CHALLENGE
Report only how many lines hold the word "React".

Front-end source files
## Start

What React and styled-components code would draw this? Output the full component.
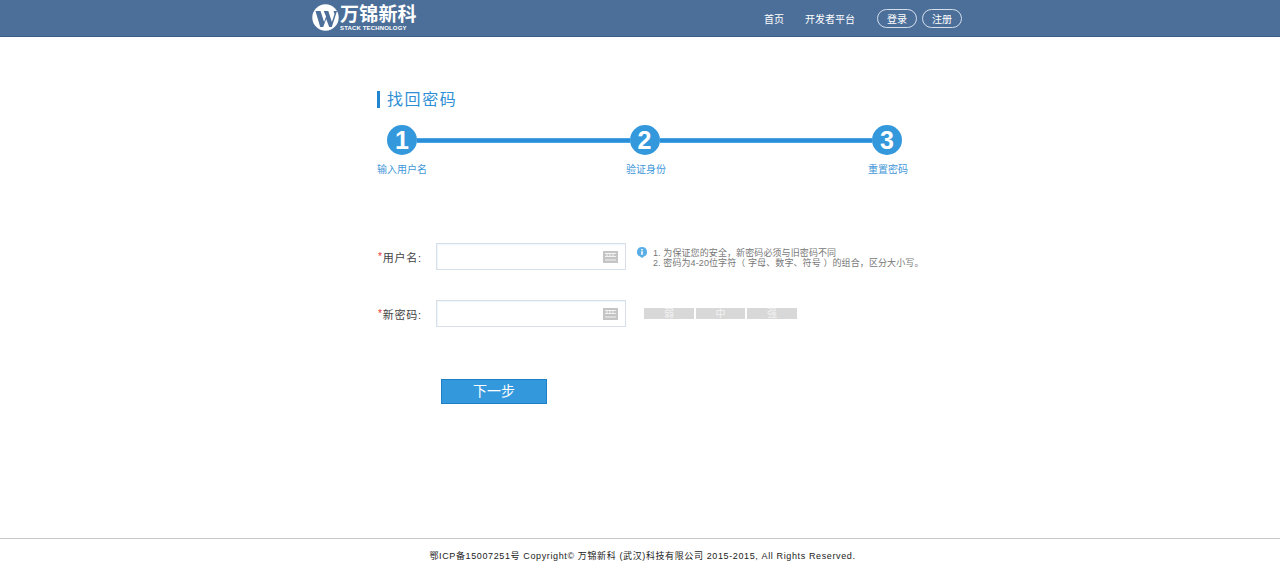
import React from "react";
import styled, { createGlobalStyle } from "styled-components";

const Global = createGlobalStyle`
  html, body { margin: 0; padding: 0; background: #fff; }
  body { font-family: "Liberation Sans", "Noto Sans CJK SC", sans-serif; }
  * { box-sizing: border-box; }
`;
const Page = styled.div`
  height: 575px; display: flex; flex-direction: column; overflow: hidden;
`;
const Header = styled.header`
  height: 37px; flex: none; background: #4c6f9a; border-bottom: 1px solid #3b5d88;
  display: flex; align-items: center; padding: 0 318px 0 312px;
`;
const Logo = styled.div`display: flex; align-items: center; gap: 1px; color: #fff; margin-top: -1px;`;
const LogoWords = styled.div`display: flex; flex-direction: column; width: 78px;`;
const LogoName = styled.div`font-size: 19px; line-height: 20px; font-weight: 700; white-space: nowrap; letter-spacing: 0.2px;`;
const LogoSub = styled.div`font-size: 6px; line-height: 6px; font-weight: 700; white-space: nowrap; letter-spacing: 0.15px;`;
const Nav = styled.nav`margin-left: auto; display: flex; align-items: center; color: #fff; font-size: 10px;`;
const NavLink = styled.a`margin-right: ${p => p.$gap}px; white-space: nowrap;`;
const Pill = styled.a`
  width: 40px; height: 19px; border: 1px solid #d5dfeb; border-radius: 10px;
  display: flex; align-items: center; justify-content: center; margin-left: ${p => p.$gap}px;
`;
const Main = styled.main`flex: 1; padding: 54px 0 0 377px;`;
const Title = styled.h1`
  margin: 0; height: 17px; border-left: 3px solid #2384cf; padding-left: 7px;
  font-size: 16px; line-height: 17px; font-weight: 400; color: #2f8fd6; letter-spacing: 1.6px;
`;
const Track = styled.div`
  width: 515px; margin: 17px 0 0 10px; display: flex; align-items: center;
`;
const Circle = styled.div`
  width: 30px; height: 30px; flex: none; border-radius: 50%; background: #3498dc; color: #fff;
  font-size: 25px; font-weight: 700; display: flex; align-items: center; justify-content: center;
`;
const Connector = styled.div`
  flex: 1; height: 5px; background: #2b8ed8; border-top: 1px solid #49a5e6; border-bottom: 1px solid #49a5e6;
`;
const Labels = styled.div`
  width: 531px; margin-top: 8px; display: flex; justify-content: space-between;
  font-size: 10px; line-height: 14px; color: #3f97d8;
`;
const StepLabel = styled.span`margin-left: ${p => p.$offset || 0}px;`;
const Row = styled.div`
  display: flex; align-items: flex-start; margin-top: ${p => p.$top}px;
`;
const FieldLabel = styled.label`
  width: 59px; height: 27px; display: flex; align-items: center; padding-left: 1px; flex: none;
  font-size: 11px; color: #444; letter-spacing: 0.8px; white-space: nowrap;
`;
const Star = styled.span`color: #e8322e; font-size: 10px;`;
const Field = styled.div`
  width: 190px; height: 27px; flex: none; border: 1px solid #d5e0ea; display: flex; align-items: center;
  justify-content: flex-end; padding-right: 7px; background: #fff; box-shadow: inset 1px 1px 1px #f2f5f8;
`;
const Hint = styled.div`
  display: flex; margin: 4px 0 0 11px; gap: 6px; font-size: 9px; line-height: 10px; color: #777; letter-spacing: 0.1px;
`;
const HintText = styled.div`padding-top: 1px; white-space: nowrap;`;
const Strength = styled.div`display: flex; gap: 2px; margin: 8px 0 0 18px;`;
const Level = styled.div`
  width: ${p => p.$w}px; height: 11px; background: #d8d8d8; color: #f3f3f3; font-size: 10px; line-height: 11px; text-align: center;
`;
const Next = styled.button`
  display: block; width: 106px; height: 25px; margin: 52px 0 0 64px; padding: 0; background: #3498dc; border: 1px solid #1f7fc4;
  color: #fff; font: 400 14px/23px "Liberation Sans", "Noto Sans CJK SC", sans-serif;
`;
const Footer = styled.footer`
  height: 37px; flex: none; border-top: 1px solid #c8c8c8; display: flex; justify-content: center; padding: 11px 0 0 5px;
  font-size: 9px; line-height: 12px; color: #222; letter-spacing: 0.62px; white-space: nowrap;
`;

const Keyboard = () => (
  <svg width="15" height="12" viewBox="0 0 15 12">
    <rect width="15" height="12" fill="#c4c4c4" />
    <path d="M2 2.5h11M2 5.5h11M2 9h11M4 2v4M7 2v4M10 2v4" stroke="#f2f2f2" strokeWidth="1" fill="none" />
  </svg>
);
const LogoMark = () => (
  <svg width="27" height="27" viewBox="0 0 27 27">
    <circle cx="13.5" cy="13.5" r="13.2" fill="#fff" />
    <path d="M3.5 7l5 0 3.6 11 2-5.5-2.4-5.5 4.6 0 3.6 11 2.6-8 -1-3h3.5l-5.2 16h-2.6l-3-8-3 8h-3z" fill="#4c6f9a" />
  </svg>
);
const InfoIcon = () => (
  <svg width="10" height="11" viewBox="0 0 10 11">
    <path d="M5 0a5 5 0 0 1 2 9.6L5 11 3 9.6A5 5 0 0 1 5 0z" fill="#5aaee6" />
    <rect x="4.2" y="2" width="1.6" height="1.4" fill="#fff" />
    <rect x="4.2" y="4.2" width="1.6" height="3.6" fill="#fff" />
  </svg>
);

export default function App() {
  return (
    <Page>
      <Global />
      <Header>
        <Logo>
          <LogoMark />
          <LogoWords>
            <LogoName>万锦新科</LogoName>
            <LogoSub>STACK TECHNOLOGY</LogoSub>
          </LogoWords>
        </Logo>
        <Nav>
          <NavLink $gap={21}>首页</NavLink>
          <NavLink $gap={22}>开发者平台</NavLink>
          <Pill>登录</Pill>
          <Pill $gap={5}>注册</Pill>
        </Nav>
      </Header>
      <Main>
        <Title>找回密码</Title>
        <Track>
          <Circle>1</Circle>
          <Connector />
          <Circle>2</Circle>
          <Connector />
          <Circle>3</Circle>
        </Track>
        <Labels>
          <StepLabel>输入用户名</StepLabel>
          <StepLabel $offset={-3}>验证身份</StepLabel>
          <StepLabel>重置密码</StepLabel>
        </Labels>
        <Row $top={66}>
          <FieldLabel><Star>*</Star>用户名:</FieldLabel>
          <Field><Keyboard /></Field>
          <Hint>
            <InfoIcon />
            <HintText>
              1. 为保证您的安全，新密码必须与旧密码不同<br />
              2. 密码为4-20位字符（ 字母、数字、符号 ）的组合，区分大小写。
            </HintText>
          </Hint>
        </Row>
        <Row $top={30}>
          <FieldLabel><Star>*</Star>新密码:</FieldLabel>
          <Field><Keyboard /></Field>
          <Strength>
            <Level $w={50}>弱</Level>
            <Level $w={49}>中</Level>
            <Level $w={50}>强</Level>
          </Strength>
        </Row>
        <Next>下一步</Next>
      </Main>
      <Footer>鄂ICP备15007251号 Copyright© 万锦新科 (武汉)科技有限公司 2015-2015, All Rights Reserved.</Footer>
    </Page>
  );
}
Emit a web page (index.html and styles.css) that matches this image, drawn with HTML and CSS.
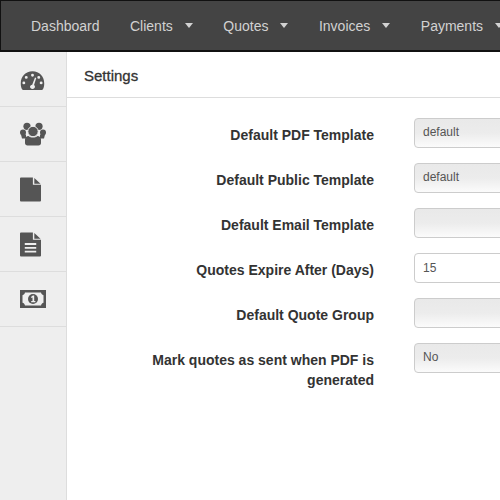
FILE: index.html
```html
<!DOCTYPE html>
<html lang="en">
<head>
  <meta charset="UTF-8" />
  <title>Settings</title>
  <link rel="stylesheet" href="styles.css">
</head>
<body>
  <nav class="navbar">
    <a class="nav-link">Dashboard</a>
    <a class="nav-link has-caret">Clients</a>
    <a class="nav-link has-caret">Quotes</a>
    <a class="nav-link has-caret">Invoices</a>
    <a class="nav-link has-caret">Payments</a>
  </nav>

  <div class="layout">
    <aside class="sidebar">
      <div class="side-item">
        <svg class="icon-gauge" width="25" height="21" viewBox="0 0 26 20"><path fill-rule="evenodd" d="M13 .5C5.800.5.800 6 .800 13c0 2.400.5 4.500 1.400 6.200.2.400.6.600 1 .6h19.600c.4 0 .8-.2 1-.6.900-1.700 1.400-3.800 1.400-6.200C25.200 6 20.200.5 13 .5zM13 3a1.500 1.500 0 1 1 0 3 1.500 1.500 0 0 1 0-3zM6.500 5.300a1.500 1.500 0 1 1 0 3 1.500 1.500 0 0 1 0-3zM19.500 5.300a1.500 1.500 0 1 1 0 3 1.500 1.500 0 0 1 0-3zM4 11a1.500 1.500 0 1 1 0 3 1.500 1.500 0 0 1 0-3zM22 11a1.500 1.500 0 1 1 0 3 1.500 1.500 0 0 1 0-3zM15.600 6.800l1.300.5-2.300 7.300c.6.500 1 1.200 1 2 0 1.300-1.200 2.300-2.600 2.300s-2.600-1-2.600-2.300c0-1.200 1-2.200 2.300-2.300z" fill="#555"/></svg>
      </div>
      <div class="side-item">
        <svg class="icon-people" width="26" height="25" viewBox="0 0 26 24" fill="#555"><circle cx="7" cy="3.800" r="3.600"/><circle cx="19" cy="3.800" r="3.600"/><circle cx="3" cy="10" r="3"/><circle cx="23" cy="10" r="3"/><path d="M1 12h5v4H2z"/><path d="M25 12h-5v4h4z"/><circle cx="13" cy="9" r="5.200" stroke="#eee" stroke-width="1"/><path d="M5 17c0-2 1.500-3.600 3.500-3.600 1.200 1 2.800 1.500 4.500 1.500s3.300-.5 4.500-1.500c2 0 3.500 1.600 3.500 3.600v3.500c0 1.500-1 2.500-2.500 2.500h-11C6 23 5 22 5 20.500z"/></svg>
      </div>
      <div class="side-item">
        <svg class="icon-doc" width="21" height="25" viewBox="0 0 22 25" fill="#555"><path d="M1 0h12.500v7.500H22V24a1 1 0 0 1-1 1H1a1 1 0 0 1-1-1V1a1 1 0 0 1 1-1z"/><path d="M15 .5l6.500 6h-6.500z"/></svg>
      </div>
      <div class="side-item">
        <svg class="icon-doc" width="21" height="25" viewBox="0 0 22 25"><path fill="#555" d="M1 0h12.500v7.500H22V24a1 1 0 0 1-1 1H1a1 1 0 0 1-1-1V1a1 1 0 0 1 1-1z"/><path fill="#555" d="M15 .5l6.500 6h-6.500z"/><path fill="#eee" d="M5 11h12v2H5zM5 15h12v2H5zM5 19h12v2H5z"/></svg>
      </div>
      <div class="side-item">
        <svg width="26" height="18" viewBox="0 0 26 18"><path fill="#555" d="M0 0h26v18H0z"/><path fill="#eee" d="M5 2.500h16c.3 1.500 1.200 2.400 2.500 2.700v7.600c-1.300.3-2.200 1.200-2.500 2.700H5c-.3-1.500-1.200-2.400-2.500-2.700V5.200C3.800 4.900 4.700 4 5 2.500z"/><circle cx="13" cy="9" r="5" fill="#555"/><path fill="#eee" d="M12.800 5.500h1.400v5.500h1.200v1.300h-4.200V11h1.300V7.500l-1.300.5V6.800z"/></svg>
      </div>
    </aside>

    <main class="content">
      <div class="header-bar">Settings</div>
      <form class="settings-form">
        <div class="form-row">
          <label class="form-label">Default PDF Template</label>
          <div class="select-box">default</div>
        </div>
        <div class="form-row">
          <label class="form-label">Default Public Template</label>
          <div class="select-box">default</div>
        </div>
        <div class="form-row">
          <label class="form-label">Default Email Template</label>
          <div class="select-box"></div>
        </div>
        <div class="form-row">
          <label class="form-label">Quotes Expire After (Days)</label>
          <div class="text-box">15</div>
        </div>
        <div class="form-row">
          <label class="form-label">Default Quote Group</label>
          <div class="select-box"></div>
        </div>
        <div class="form-row">
          <label class="form-label">Mark quotes as sent when PDF is generated</label>
          <div class="select-box">No</div>
        </div>
      </form>
    </main>
  </div>
</body>
</html>
```

FILE: styles.css
```css
html, body {
  margin: 0;
  padding: 0;
  height: 500px;
  overflow: hidden;
}
body {
  font-family: "Liberation Sans", Arial, sans-serif;
  background: #fff;
  color: #333;
}
.navbar {
  display: flex;
  align-items: center;
  box-sizing: border-box;
  height: 52px;
  padding-left: 30px;
  gap: 30.500px;
  background: #444;
  border: 1px solid #111;
  border-width: 1px 0 2px 1px;
  white-space: nowrap;
  overflow: hidden;
}
.nav-link {
  display: flex;
  align-items: center;
  font-size: 14px;
  color: #d2d2d2;
}
.has-caret::after {
  content: "";
  margin-left: 12px;
  border-left: 4.500px solid transparent;
  border-right: 4.500px solid transparent;
  border-top: 5px solid #d2d2d2;
}
.layout {
  display: flex;
  height: 448px;
}
.sidebar {
  box-sizing: border-box;
  width: 67px;
  flex: none;
  background: #eee;
  border-right: 1px solid #ddd;
}
.side-item {
  display: flex;
  align-items: center;
  justify-content: center;
  box-sizing: border-box;
  height: 55px;
  border-bottom: 1px solid #ddd;
}
.icon-gauge {
  margin-right: 2px;
  margin-top: 2px;
}
.icon-people {
  margin-top: 1px;
}
.icon-doc {
  margin-right: 5px;
}
.content {
  flex: 1;
  min-width: 0;
  overflow: hidden;
}
.header-bar {
  box-sizing: border-box;
  height: 46px;
  padding: 15px 0 0 17px;
  font-size: 15px;
  color: #333;
  border-bottom: 1px solid #ddd;
  -webkit-text-stroke: 0.300px #333;
}
.settings-form {
  display: flex;
  flex-direction: column;
  gap: 15px;
  padding-top: 20px;
}
.form-row {
  display: flex;
  gap: 40px;
  height: 30px;
}
.form-label {
  box-sizing: border-box;
  width: 307px;
  flex: none;
  padding: 7px 0 0 60px;
  text-align: right;
  font-size: 14px;
  line-height: 20px;
  font-weight: bold;
  color: #333;
}
.select-box, .text-box {
  box-sizing: border-box;
  width: 200px;
  flex: none;
  height: 30px;
  border: 1px solid #ccc;
  border-radius: 4px;
  font-size: 12px;
  line-height: 26px;
  padding-left: 8px;
  color: #555;
}
.select-box {
  background: linear-gradient(#e9e9e9, #ececec 50%, #fbfbfb);
}
.text-box {
  background: #fff;
  line-height: 28px;
}
```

## End

WRITTEN REPLY
2